What to do: Note how many lines include the word "this", and give that number by itself.

Records:
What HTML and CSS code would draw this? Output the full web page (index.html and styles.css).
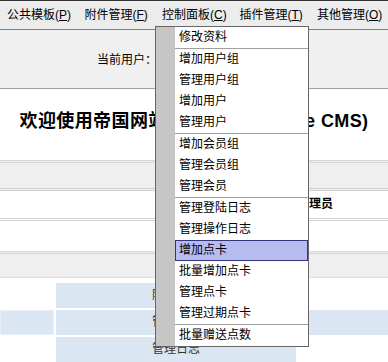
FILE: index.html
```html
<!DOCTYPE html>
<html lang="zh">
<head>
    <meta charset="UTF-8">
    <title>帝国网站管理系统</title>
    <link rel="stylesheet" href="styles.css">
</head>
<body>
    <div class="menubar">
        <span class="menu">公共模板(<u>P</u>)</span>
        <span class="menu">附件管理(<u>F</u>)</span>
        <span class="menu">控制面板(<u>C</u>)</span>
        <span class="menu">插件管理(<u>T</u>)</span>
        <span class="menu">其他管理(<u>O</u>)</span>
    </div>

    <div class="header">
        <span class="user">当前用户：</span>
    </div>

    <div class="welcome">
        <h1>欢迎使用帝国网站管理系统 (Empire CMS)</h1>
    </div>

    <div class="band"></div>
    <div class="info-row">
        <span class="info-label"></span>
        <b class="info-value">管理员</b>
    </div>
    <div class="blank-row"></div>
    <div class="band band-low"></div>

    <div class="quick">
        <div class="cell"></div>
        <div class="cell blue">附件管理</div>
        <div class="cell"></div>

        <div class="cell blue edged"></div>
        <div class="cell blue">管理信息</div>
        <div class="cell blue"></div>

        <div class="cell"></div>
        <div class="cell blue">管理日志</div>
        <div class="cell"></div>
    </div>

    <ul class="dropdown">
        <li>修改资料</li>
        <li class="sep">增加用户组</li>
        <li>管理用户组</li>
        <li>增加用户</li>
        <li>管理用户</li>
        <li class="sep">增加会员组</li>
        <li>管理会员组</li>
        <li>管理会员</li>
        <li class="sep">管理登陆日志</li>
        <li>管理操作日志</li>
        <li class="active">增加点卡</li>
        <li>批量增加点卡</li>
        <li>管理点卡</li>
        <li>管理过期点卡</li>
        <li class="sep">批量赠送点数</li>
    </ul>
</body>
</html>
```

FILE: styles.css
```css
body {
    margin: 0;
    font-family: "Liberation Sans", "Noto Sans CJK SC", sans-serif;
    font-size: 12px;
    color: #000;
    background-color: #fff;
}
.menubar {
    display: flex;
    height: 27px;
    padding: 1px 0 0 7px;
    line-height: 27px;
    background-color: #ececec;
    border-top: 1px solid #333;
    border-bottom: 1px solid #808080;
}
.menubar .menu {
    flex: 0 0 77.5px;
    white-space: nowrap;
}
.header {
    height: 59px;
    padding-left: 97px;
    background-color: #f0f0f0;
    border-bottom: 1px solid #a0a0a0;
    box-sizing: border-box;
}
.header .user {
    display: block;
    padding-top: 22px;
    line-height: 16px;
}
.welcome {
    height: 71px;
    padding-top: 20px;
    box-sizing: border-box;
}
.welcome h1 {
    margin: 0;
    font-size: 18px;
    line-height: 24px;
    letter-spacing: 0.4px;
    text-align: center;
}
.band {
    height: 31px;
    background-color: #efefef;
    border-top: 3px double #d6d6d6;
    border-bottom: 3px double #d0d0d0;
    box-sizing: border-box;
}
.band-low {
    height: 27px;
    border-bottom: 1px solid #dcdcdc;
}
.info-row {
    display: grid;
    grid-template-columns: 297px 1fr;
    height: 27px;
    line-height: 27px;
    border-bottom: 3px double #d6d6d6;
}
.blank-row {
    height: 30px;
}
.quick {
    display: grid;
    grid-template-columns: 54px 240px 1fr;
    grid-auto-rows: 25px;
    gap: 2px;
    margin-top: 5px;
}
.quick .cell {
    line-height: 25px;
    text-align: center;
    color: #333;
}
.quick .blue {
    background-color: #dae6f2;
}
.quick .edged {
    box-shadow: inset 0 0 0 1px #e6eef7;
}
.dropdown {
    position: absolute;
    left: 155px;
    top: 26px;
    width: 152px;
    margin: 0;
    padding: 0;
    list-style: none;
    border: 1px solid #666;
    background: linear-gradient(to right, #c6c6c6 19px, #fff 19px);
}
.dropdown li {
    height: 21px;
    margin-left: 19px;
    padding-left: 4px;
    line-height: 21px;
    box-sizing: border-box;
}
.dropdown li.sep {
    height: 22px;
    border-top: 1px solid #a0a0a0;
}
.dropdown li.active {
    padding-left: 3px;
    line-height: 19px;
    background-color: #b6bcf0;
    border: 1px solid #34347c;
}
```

* * *

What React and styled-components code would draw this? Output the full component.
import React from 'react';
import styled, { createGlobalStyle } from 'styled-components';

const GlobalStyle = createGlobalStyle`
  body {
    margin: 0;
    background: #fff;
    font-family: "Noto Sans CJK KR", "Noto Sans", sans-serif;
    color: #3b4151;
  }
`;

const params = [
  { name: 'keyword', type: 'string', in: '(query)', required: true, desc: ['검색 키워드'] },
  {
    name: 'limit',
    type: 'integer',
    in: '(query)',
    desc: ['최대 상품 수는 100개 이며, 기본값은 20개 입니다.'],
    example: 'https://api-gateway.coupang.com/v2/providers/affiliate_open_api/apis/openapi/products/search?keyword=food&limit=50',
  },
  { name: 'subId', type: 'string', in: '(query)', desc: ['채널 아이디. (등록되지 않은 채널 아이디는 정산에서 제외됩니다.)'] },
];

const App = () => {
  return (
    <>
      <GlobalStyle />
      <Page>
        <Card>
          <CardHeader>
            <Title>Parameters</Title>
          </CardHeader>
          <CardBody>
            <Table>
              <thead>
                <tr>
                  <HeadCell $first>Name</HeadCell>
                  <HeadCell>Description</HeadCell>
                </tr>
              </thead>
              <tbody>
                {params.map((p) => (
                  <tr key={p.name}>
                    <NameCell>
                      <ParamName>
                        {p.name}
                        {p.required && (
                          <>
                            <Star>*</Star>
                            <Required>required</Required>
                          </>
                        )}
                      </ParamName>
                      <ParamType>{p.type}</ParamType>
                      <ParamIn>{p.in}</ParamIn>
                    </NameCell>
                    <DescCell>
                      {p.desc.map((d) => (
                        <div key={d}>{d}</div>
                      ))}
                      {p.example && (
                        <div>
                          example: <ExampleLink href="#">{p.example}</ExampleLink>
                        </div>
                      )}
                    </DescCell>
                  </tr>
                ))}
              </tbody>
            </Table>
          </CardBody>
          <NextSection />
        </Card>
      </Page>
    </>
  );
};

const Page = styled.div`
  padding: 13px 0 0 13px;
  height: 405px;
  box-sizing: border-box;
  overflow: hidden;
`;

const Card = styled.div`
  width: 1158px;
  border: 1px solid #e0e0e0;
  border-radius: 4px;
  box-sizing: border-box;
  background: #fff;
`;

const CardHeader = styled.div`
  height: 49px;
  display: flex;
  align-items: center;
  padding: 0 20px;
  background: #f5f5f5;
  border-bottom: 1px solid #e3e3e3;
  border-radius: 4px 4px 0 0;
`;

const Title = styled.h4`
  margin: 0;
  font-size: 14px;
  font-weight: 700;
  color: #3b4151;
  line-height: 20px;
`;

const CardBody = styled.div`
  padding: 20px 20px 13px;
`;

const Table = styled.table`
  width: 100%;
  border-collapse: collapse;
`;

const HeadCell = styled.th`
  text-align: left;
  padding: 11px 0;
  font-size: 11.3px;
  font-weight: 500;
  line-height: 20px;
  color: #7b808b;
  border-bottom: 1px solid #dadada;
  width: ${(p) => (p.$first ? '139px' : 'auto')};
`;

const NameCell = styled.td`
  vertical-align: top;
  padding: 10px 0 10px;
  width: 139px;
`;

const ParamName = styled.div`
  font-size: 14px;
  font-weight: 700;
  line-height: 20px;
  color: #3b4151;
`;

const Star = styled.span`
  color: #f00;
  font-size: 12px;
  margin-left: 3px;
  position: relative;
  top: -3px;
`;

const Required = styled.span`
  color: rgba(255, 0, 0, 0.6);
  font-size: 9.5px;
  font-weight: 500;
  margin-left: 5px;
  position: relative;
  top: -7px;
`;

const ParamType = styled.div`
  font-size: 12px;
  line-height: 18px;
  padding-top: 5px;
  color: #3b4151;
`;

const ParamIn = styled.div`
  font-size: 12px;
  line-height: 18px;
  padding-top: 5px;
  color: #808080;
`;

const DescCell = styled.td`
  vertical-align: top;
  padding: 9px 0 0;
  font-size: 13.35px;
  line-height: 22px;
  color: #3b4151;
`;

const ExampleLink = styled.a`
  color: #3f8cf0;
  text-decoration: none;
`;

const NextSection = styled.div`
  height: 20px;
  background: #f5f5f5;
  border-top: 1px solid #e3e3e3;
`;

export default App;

Worked solution: 2